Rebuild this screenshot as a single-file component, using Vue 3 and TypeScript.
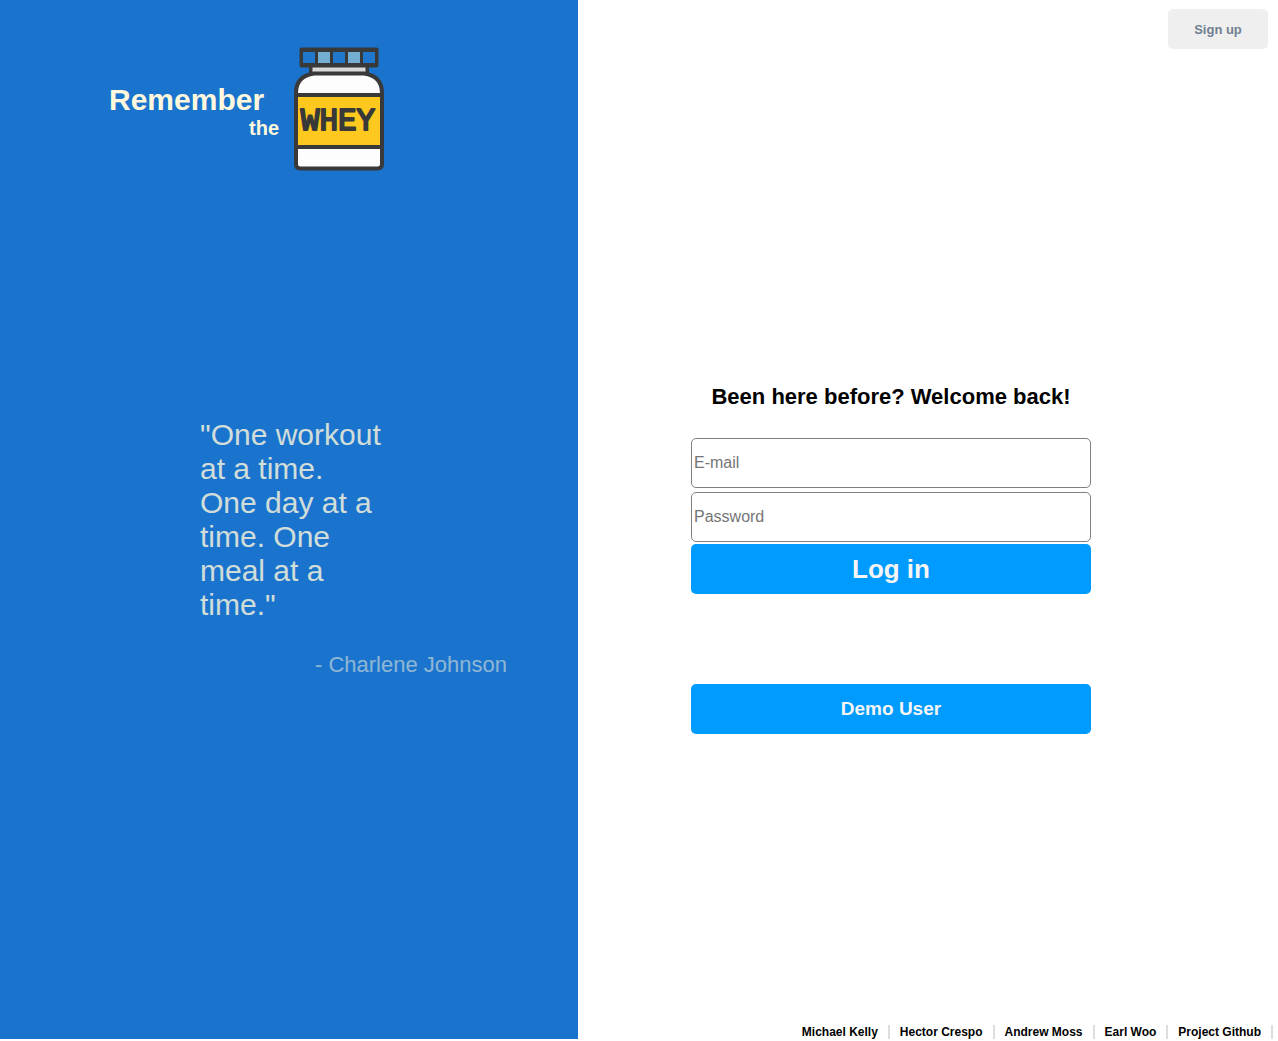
<script setup lang="ts">
import { ref } from 'vue'

interface FooterLink {
  label: string
  href: string
}

const email = ref('')
const password = ref('')

const links: FooterLink[] = [
  { label: 'Michael Kelly', href: '#michael' },
  { label: 'Hector Crespo', href: '#hector' },
  { label: 'Andrew Moss', href: '#andrew' },
  { label: 'Earl Woo', href: '#earl' },
  { label: 'Project Github', href: '#github' },
]

// Squares on the lid of the jar
const lid = [
  { x: 9, fill: '#1f78cc' },
  { x: 24, fill: '#74afd3' },
  { x: 39, fill: '#1f78cc' },
  { x: 54, fill: '#74afd3' },
  { x: 69, fill: '#1f78cc' },
]
</script>

<template>
  <div class="page">
    <aside class="brand">
      <header class="logo">
        <h1 class="name">
          <span class="remember">Remember</span>
          <span class="the">the</span>
        </h1>
        <svg class="jar" width="90" height="124" viewBox="0 0 90 124" role="img" aria-label="Whey jar">
          <rect x="5.5" y="0.5" width="79" height="20" rx="2" fill="#393939" />
          <rect v-for="s in lid" :key="s.x" :x="s.x" y="5" width="12" height="11" :fill="s.fill" />
          <rect x="15" y="19" width="60" height="9" fill="#393939" />
          <rect x="18.5" y="20.5" width="53" height="4.5" fill="#d9d9d9" />
          <path
            d="M20 26.500H70Q88 29 88 46V117Q88 121.500 83.500 121.500H6.500Q2 121.500 2 117V46Q2 29 20 26.500Z"
            fill="#fdfdfd"
            stroke="#393939"
            stroke-width="4"
          />
          <rect x="4" y="48" width="82" height="52" fill="#fec81e" />
          <path d="M2 48H88M2 100H88" stroke="#393939" stroke-width="4" />
          <text class="label" x="44" y="83" text-anchor="middle">WHEY</text>
        </svg>
      </header>
      <figure class="quote">
        <blockquote>
          "One workout at a time. One day at a time. One meal at a time."
        </blockquote>
        <figcaption>- Charlene Johnson</figcaption>
      </figure>
    </aside>

    <div class="content">
      <nav class="top">
        <button type="button" class="signup">Sign up</button>
      </nav>
      <main class="main">
        <form class="login" @submit.prevent>
          <h2>Been here before? Welcome back!</h2>
          <input v-model="email" type="email" placeholder="E-mail" aria-label="E-mail" />
          <input v-model="password" type="password" placeholder="Password" aria-label="Password" />
          <button type="submit" class="primary">Log in</button>
          <button type="button" class="primary demo">Demo User</button>
        </form>
      </main>
      <footer class="links">
        <a v-for="link in links" :key="link.label" :href="link.href">{{ link.label }}</a>
      </footer>
    </div>
  </div>
</template>

<style scoped>
.page {
  box-sizing: border-box;
  display: grid;
  grid-template-columns: 289fr 350fr;
  min-height: 100vh;
  padding-bottom: 2px;
  background: #fff;
  font-family: 'Liberation Sans', Arial, sans-serif;
}

.brand {
  background: #1a74ce;
  color: cornsilk;
}

.logo {
  display: flex;
  align-items: flex-start;
  gap: 15px;
  padding: 47px 0 0 109px;
}

.name {
  display: flex;
  flex-direction: column;
  width: 170px;
  margin: 0;
  padding-top: 36px;
}

.remember {
  font-size: 30px;
  line-height: 34px;
}

.the {
  align-self: flex-end;
  font-size: 20px;
  line-height: 22px;
}

.jar {
  flex: none;
}

.label {
  font-family: 'Liberation Mono', monospace;
  font-size: 31px;
  fill: #393939;
  stroke: #393939;
  stroke-width: 2px;
  stroke-linejoin: round;
}

.quote {
  width: 307px;
  margin: 247px 0 0 200px;
}

.quote blockquote {
  width: 184px;
  margin: 0 0 30px;
  font-size: 30px;
  line-height: 34px;
  opacity: 0.8;
}

.quote figcaption {
  font-size: 22px;
  line-height: 26px;
  text-align: right;
  opacity: 0.5;
}

.content {
  display: flex;
  flex-direction: column;
}

.top {
  display: flex;
  justify-content: flex-end;
  padding: 9px 10px 0 0;
}

button {
  border: 0;
  border-radius: 5px;
  font-family: inherit;
  font-weight: bold;
  cursor: pointer;
}

.signup {
  width: 100px;
  height: 40px;
  background: #efefef;
  color: slategray;
  font-size: 13px;
}

.main {
  display: flex;
  flex: 1;
  justify-content: center;
  padding: 335px 74px 0 0;
}

.login {
  display: flex;
  flex-direction: column;
  width: 400px;
}

.login h2 {
  margin: 0 0 28px;
  font-size: 22px;
  line-height: 26px;
  text-align: center;
}

.login input {
  box-sizing: border-box;
  height: 50px;
  margin-bottom: 4px;
  padding: 1px 2px;
  border: 1px solid gray;
  border-radius: 5px;
  background: #fff;
  font-family: inherit;
  font-size: 16px;
}

.login input[type='password'] {
  margin-bottom: 2px;
}

.login input::placeholder {
  color: #757575;
}

.primary {
  height: 50px;
  background: #009bff;
  color: whitesmoke;
  font-size: 26px;
}

.demo {
  margin-top: 90px;
  font-size: 19px;
}

.links {
  display: flex;
  justify-content: flex-end;
  padding-right: 5px;
}

.links a {
  padding: 0 10px;
  border-right: 2px solid #ddd;
  color: #000;
  font-size: 12px;
  font-weight: bold;
  line-height: 14px;
  text-decoration: none;
}
</style>

<style>
body {
  margin: 0;
}
</style>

--

● **Required work**
Quote in full the listing given above; the images are to be left out.

● **Task output**
Rebuild this screenshot as a single-file component, using Vue 3 and TypeScript.
<script setup lang="ts">
import { ref } from 'vue'

interface FooterLink {
  label: string
  href: string
}

const email = ref('')
const password = ref('')

const links: FooterLink[] = [
  { label: 'Michael Kelly', href: '#michael' },
  { label: 'Hector Crespo', href: '#hector' },
  { label: 'Andrew Moss', href: '#andrew' },
  { label: 'Earl Woo', href: '#earl' },
  { label: 'Project Github', href: '#github' },
]

// Squares on the lid of the jar
const lid = [
  { x: 9, fill: '#1f78cc' },
  { x: 24, fill: '#74afd3' },
  { x: 39, fill: '#1f78cc' },
  { x: 54, fill: '#74afd3' },
  { x: 69, fill: '#1f78cc' },
]
</script>

<template>
  <div class="page">
    <aside class="brand">
      <header class="logo">
        <h1 class="name">
          <span class="remember">Remember</span>
          <span class="the">the</span>
        </h1>
        <svg class="jar" width="90" height="124" viewBox="0 0 90 124" role="img" aria-label="Whey jar">
          <rect x="5.5" y="0.5" width="79" height="20" rx="2" fill="#393939" />
          <rect v-for="s in lid" :key="s.x" :x="s.x" y="5" width="12" height="11" :fill="s.fill" />
          <rect x="15" y="19" width="60" height="9" fill="#393939" />
          <rect x="18.5" y="20.5" width="53" height="4.5" fill="#d9d9d9" />
          <path
            d="M20 26.500H70Q88 29 88 46V117Q88 121.500 83.500 121.500H6.500Q2 121.500 2 117V46Q2 29 20 26.500Z"
            fill="#fdfdfd"
            stroke="#393939"
            stroke-width="4"
          />
          <rect x="4" y="48" width="82" height="52" fill="#fec81e" />
          <path d="M2 48H88M2 100H88" stroke="#393939" stroke-width="4" />
          <text class="label" x="44" y="83" text-anchor="middle">WHEY</text>
        </svg>
      </header>
      <figure class="quote">
        <blockquote>
          "One workout at a time. One day at a time. One meal at a time."
        </blockquote>
        <figcaption>- Charlene Johnson</figcaption>
      </figure>
    </aside>

    <div class="content">
      <nav class="top">
        <button type="button" class="signup">Sign up</button>
      </nav>
      <main class="main">
        <form class="login" @submit.prevent>
          <h2>Been here before? Welcome back!</h2>
          <input v-model="email" type="email" placeholder="E-mail" aria-label="E-mail" />
          <input v-model="password" type="password" placeholder="Password" aria-label="Password" />
          <button type="submit" class="primary">Log in</button>
          <button type="button" class="primary demo">Demo User</button>
        </form>
      </main>
      <footer class="links">
        <a v-for="link in links" :key="link.label" :href="link.href">{{ link.label }}</a>
      </footer>
    </div>
  </div>
</template>

<style scoped>
.page {
  box-sizing: border-box;
  display: grid;
  grid-template-columns: 289fr 350fr;
  min-height: 100vh;
  padding-bottom: 2px;
  background: #fff;
  font-family: 'Liberation Sans', Arial, sans-serif;
}

.brand {
  background: #1a74ce;
  color: cornsilk;
}

.logo {
  display: flex;
  align-items: flex-start;
  gap: 15px;
  padding: 47px 0 0 109px;
}

.name {
  display: flex;
  flex-direction: column;
  width: 170px;
  margin: 0;
  padding-top: 36px;
}

.remember {
  font-size: 30px;
  line-height: 34px;
}

.the {
  align-self: flex-end;
  font-size: 20px;
  line-height: 22px;
}

.jar {
  flex: none;
}

.label {
  font-family: 'Liberation Mono', monospace;
  font-size: 31px;
  fill: #393939;
  stroke: #393939;
  stroke-width: 2px;
  stroke-linejoin: round;
}

.quote {
  width: 307px;
  margin: 247px 0 0 200px;
}

.quote blockquote {
  width: 184px;
  margin: 0 0 30px;
  font-size: 30px;
  line-height: 34px;
  opacity: 0.8;
}

.quote figcaption {
  font-size: 22px;
  line-height: 26px;
  text-align: right;
  opacity: 0.5;
}

.content {
  display: flex;
  flex-direction: column;
}

.top {
  display: flex;
  justify-content: flex-end;
  padding: 9px 10px 0 0;
}

button {
  border: 0;
  border-radius: 5px;
  font-family: inherit;
  font-weight: bold;
  cursor: pointer;
}

.signup {
  width: 100px;
  height: 40px;
  background: #efefef;
  color: slategray;
  font-size: 13px;
}

.main {
  display: flex;
  flex: 1;
  justify-content: center;
  padding: 335px 74px 0 0;
}

.login {
  display: flex;
  flex-direction: column;
  width: 400px;
}

.login h2 {
  margin: 0 0 28px;
  font-size: 22px;
  line-height: 26px;
  text-align: center;
}

.login input {
  box-sizing: border-box;
  height: 50px;
  margin-bottom: 4px;
  padding: 1px 2px;
  border: 1px solid gray;
  border-radius: 5px;
  background: #fff;
  font-family: inherit;
  font-size: 16px;
}

.login input[type='password'] {
  margin-bottom: 2px;
}

.login input::placeholder {
  color: #757575;
}

.primary {
  height: 50px;
  background: #009bff;
  color: whitesmoke;
  font-size: 26px;
}

.demo {
  margin-top: 90px;
  font-size: 19px;
}

.links {
  display: flex;
  justify-content: flex-end;
  padding-right: 5px;
}

.links a {
  padding: 0 10px;
  border-right: 2px solid #ddd;
  color: #000;
  font-size: 12px;
  font-weight: bold;
  line-height: 14px;
  text-decoration: none;
}
</style>

<style>
body {
  margin: 0;
}
</style>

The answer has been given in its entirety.